A friend went in to see her specialist complaining of numbness in her legs, extreme fatigue and strange tingling sensations up and down her left side. Casually, the doctor mentioned that it could be Multiple Sclerosis, among other possibilities. Because her mother has MS, it was obviously the possibility that stuck out in her mind and sent chills of fear through her aching bones.

They took blood and promised that the results would be back on Friday, 4 days later. 4 very long, scary and uncomfortable days. During that time her symptoms grew worse and she began to have additional ones; the primary being painful white bumps on the back of her throat.

Thursday came and went with no call about her test results. At my urging, she decided to be a “squeaky wheel” and call before the end of business on Friday with two objectives. 1. To see if her blood work results had come in 2. To offer her new symptoms as they may be a key in figuring out what she was dealing with.

She called at 2pm and the office had already closed at 1pm. Choosing to go against her instinct to be “nice” and wait until Monday, she called the emergency number given. Surprisingly, the doctor himself answered the phone. She began to tell him her newest symptoms and he gave her a quick over-the-phone diagnosis. Before she could ask what her blood work showed or if the new symptom was related, he had another call and had to get of the phone immediately. She held on the line waiting for him to finish the other call only to be met with an impatient click and “What else do you want?” She could barely get any words out before he once again claimed the urgency of the other call and hung up. Naively, my friend thought he would call back. He did not.

At some point it dawned on her that he may have not even remembered her case and the fact that he had said she may have Multiple Sclerosis. He thought she was calling the emergency line about white bumps in the back of her throat!

Had it been me, I like to think I would have called him again, but I can’t be sure of that. For people that are not used to or comfortable with being assertive, it is often very difficult to push the issue with the medical team. For my friend, calling the emergency number was a bold move and calling it again seemed out of the question. The result is that she got spend the rest of her weekend being very sick with no idea what was happening to her. For the doctor, it was two more days. For a patient, it is a lifetime of worry and contemplation.

Verdict:

As a patient, I have learned the value of being a squeaky wheel. As someone who works in a doctor’s office, I have learned the necessity of being a squeaky wheel.
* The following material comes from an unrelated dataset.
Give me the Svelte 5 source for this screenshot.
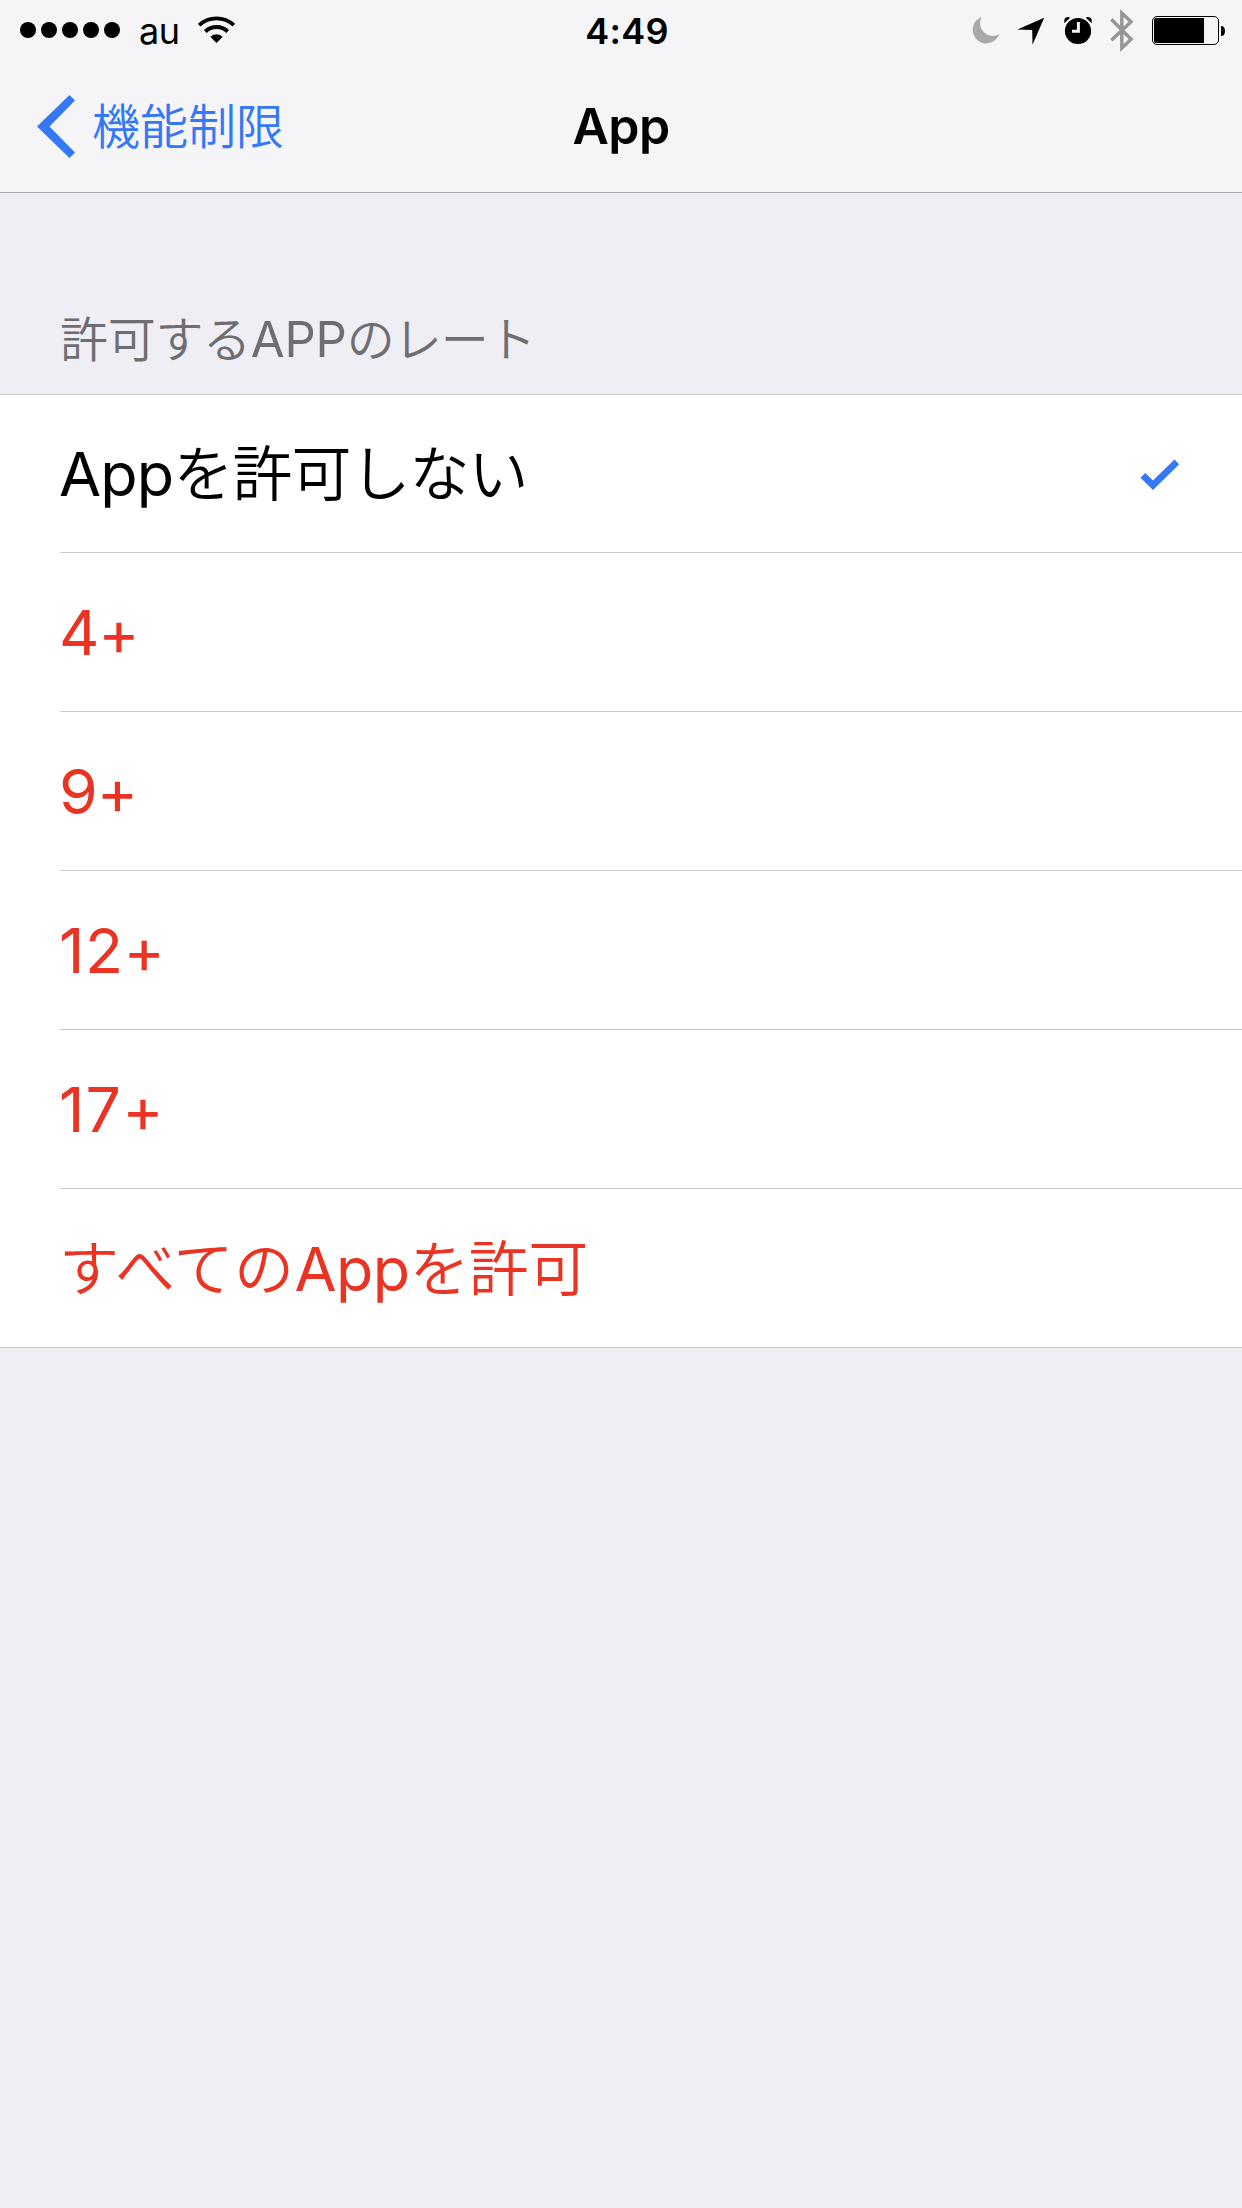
<script>
  const ratings = [
    { parts: [['App', 'latin'], ['を許可しない', 'cjk tight']], selected: true },
    { parts: [['4+', 'latin age']] },
    { parts: [['9+', 'latin age']] },
    { parts: [['12+', 'latin age teen']] },
    { parts: [['17+', 'latin age teen mature']] },
    { parts: [['すべての', 'cjk loose'], ['App', 'latin inner'], ['を許可', 'cjk closing']] }
  ];
  const dots = [8, 29, 50, 71, 92];
</script>

<div class="screen">
  <header>
    <div class="status">
      <div class="left">
        <svg width="100" height="16" viewBox="0 0 100 16">
          {#each dots as x}<circle cx={x} cy="8" r="8" />{/each}
        </svg>
        <span class="carrier">au</span>
        <svg class="wifi" width="38" height="28" viewBox="198 16 38 28">
          <path d="M199.2 25.2A25.3 25.3 0 0 1 233.8 25.2" fill="none" stroke="#000" stroke-width="3.8" />
          <path d="M205.3 31.5A16.1 16.1 0 0 1 227.7 31.5" fill="none" stroke="#000" stroke-width="3.9" />
          <path d="M216.5 43L210.3 36.8A8.8 8.8 0 0 1 222.7 36.8Z" />
        </svg>
      </div>
      <time>4:49</time>
      <svg class="indicators" width="256" height="44" viewBox="970 8 256 44">
        <path d="M981.7 17A13.6 13.6 0 1 0 999.2 34.2A12.7 12.7 0 0 1 981.7 17Z" fill="#a9a9ab" />
        <path d="M1017.3 29.6L1044.2 17.8L1032.5 44.7L1032.2 30Z" />
        <circle cx="1078" cy="31" r="13.1" />
        <path d="M1064.3 23.2V20.2Q1064.6 17 1068.5 17L1070.2 17.8ZM1091.7 23.2V20.2Q1091.4 17 1087.5 17L1085.8 17.8Z" />
        <path d="M1078.4 22V31.3H1072" fill="none" stroke="#f5f5f7" stroke-width="3" />
        <path d="M1111.3 19.3L1131.1 39.3L1121.8 48V13L1131.1 21.7L1111.3 40.3" fill="none" stroke="#969698" stroke-width="3.4" />
        <rect x="1152.5" y="16.5" width="66" height="28" rx="4.5" fill="none" stroke="#000" />
        <path d="M1156 18H1204V43H1156Q1154 43 1154 41V20Q1154 18 1156 18Z" />
        <path d="M1221 26C1223.8 26 1225 28 1225 31S1223.8 36 1221 36Z" />
      </svg>
    </div>
    <nav>
      <div class="back">
        <svg width="40" height="64" viewBox="36 94 40 64">
          <path d="M69.5 95L75 100.5L49.5 126.5L75 152.5L69.5 158L37 126.5Z" fill="#3478f6" />
        </svg>
        <span>機能制限</span>
      </div>
      <h1>App</h1>
    </nav>
  </header>

  <main>
    <h2><span class="lead">許可する</span><span class="caps">APP</span><span class="tail">のレート</span></h2>
    <ul>
      {#each ratings as row}
        <li class:selected={row.selected}>
          <div class="cell">
            <span class="label">{#each row.parts as [text, kind]}<span class={kind}>{text}</span>{/each}</span>
            {#if row.selected}
              <svg class="check" width="40" height="32" viewBox="1139.5 459 40 32">
                <path d="M1140 477.7L1144.7 473L1152.5 480.6L1174 459.6L1178.7 464.3L1152.5 490Z" fill="#3478f6" />
              </svg>
            {/if}
          </div>
        </li>
      {/each}
    </ul>
  </main>
</div>

<style>
  :global(body) { margin: 0; }
  .screen {
    width: 1242px;
    height: 2208px;
    overflow: hidden;
    background: #efeef4;
    color: #000;
    font-family: Inter, 'Noto Sans CJK JP', sans-serif;
  }
  svg { display: block; flex: none; }
  header {
    box-sizing: border-box;
    height: 193px;
    background: #f5f5f7;
    border-bottom: 1px solid #a7a7aa;
  }
  .status {
    display: grid;
    grid-template-columns: 1fr auto 1fr;
    align-items: center;
    height: 60px;
    padding: 0 16px 0 20px;
  }
  .left { display: flex; align-items: center; }
  .carrier { margin-left: 19px; font-size: 36px; line-height: 44px; padding-top: 2px; letter-spacing: -0.4px; }
  .wifi { margin-left: 18px; }
  time { font-size: 36px; line-height: 44px; font-weight: 600; padding: 2px 0 0 8px; letter-spacing: 0.2px; }
  .indicators { justify-self: end; }
  nav {
    display: grid;
    grid-template-columns: 1fr auto 1fr;
    align-items: center;
    height: 132px;
    padding: 0 36px;
  }
  .back { display: flex; align-items: center; gap: 16px; color: #3478f6; font-size: 48px; font-weight: 350; }
  .back span { padding-bottom: 6px; }
  h1 { margin: 0; font-size: 50px; line-height: 60px; font-weight: 600; letter-spacing: -0.6px; }
  h2 {
    box-sizing: border-box;
    height: 201px;
    margin: 0;
    padding: 112px 60px 0;
    font-size: 48px;
    line-height: 70px;
    font-weight: 350;
    color: #6d6d72;
  }
  .lead { letter-spacing: -0.3px; }
  .tail { letter-spacing: -0.9px; }
  .caps { font-size: 49px; font-weight: 400; letter-spacing: -0.2px; }
  ul {
    margin: 0;
    padding: 0 0 0 60px;
    list-style: none;
    background: #fff;
    border-top: 1px solid #c8c7cc;
    border-bottom: 1px solid #c8c7cc;
  }
  .cell {
    display: flex;
    align-items: center;
    justify-content: space-between;
    height: 158px;
    padding: 1px 62px 0 0;
    box-sizing: border-box;
  }
  li { color: #ea3323; }
  li.selected { color: #000; }
  li.selected .cell { height: 157px; }
  li + li { border-top: 1px solid #c8c7cc; }
  .check { margin-top: 2px; }
  .label { margin-left: -1px; font-size: 60px; line-height: 80px; white-space: nowrap; }
  .latin { font-size: 61px; font-weight: 380; letter-spacing: -0.8px; }
  .latin.age { font-size: 62.5px; letter-spacing: -1px; font-feature-settings: 'calt' 0; }
  .latin.teen { letter-spacing: 0.5px; }
  .latin.mature { letter-spacing: 1.2px; }
  .latin.inner { letter-spacing: -0.6px; }
  .cjk { font-weight: 350; }
  .cjk.loose { letter-spacing: 0.5px; }
  .cjk.tight { letter-spacing: -1px; }
  .cjk.closing { letter-spacing: -0.6px; }
</style>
There is a fine line between being a Squeaky Wheel and being a Pain In the Butt that will make people not want to help you. I like to qualify it by saying; you must be a humble, polite, persistent squeaky wheel. Don’t assume they are putting themselves in your shoes. Don’t assume they are thinking about you at all. Fight for your information without alienating the team. Do not be afraid to be that Squeaky Wheel in order to get the best care possible!

4 comments:

Jen! said...

Hey Tiffany! This is Jen (Sonnati) Eisenmann! My mom just sent me a link to your blog and I am excited about reading it! I could not agree more with this post - I find that most of my friends and family have this "God complex" when it comes to doctors and whatever they say goes without question. I guess having been to SO many doctors in my life I learned to be more aggressive (but pleasant!)

Jeanne said...

Hi Tiffany--I love your blog.

I have another squeaky wheel story for you. I had a mole on my arm. (One of many, but this one looked different.) Two doctors (a dermatologist and a medical oncologist) in the past two years had told me it was OK. But it still didn't look right to me.

Another dermatologist removed it two weeks ago, and it was melanoma. Fortunately, it was still very thin, but what if I had waited? Doctors are not gods.

Jeanne
The Assertive Cancer Patient
www.assertivepatient.com

Megan said...

Wow jeanne. I've had several moles removed. I guess that's a sqeaky wheel story for me too. I've been told I'm at a very high risk for melanoma and now INSIST that I get any "questionable" moles removed.

Femail doc said...

Hi Tiffany,

I would like to post your squeaky wheel verdict on my web-site, citing you as the authoress of course, with a link to your blog. May I?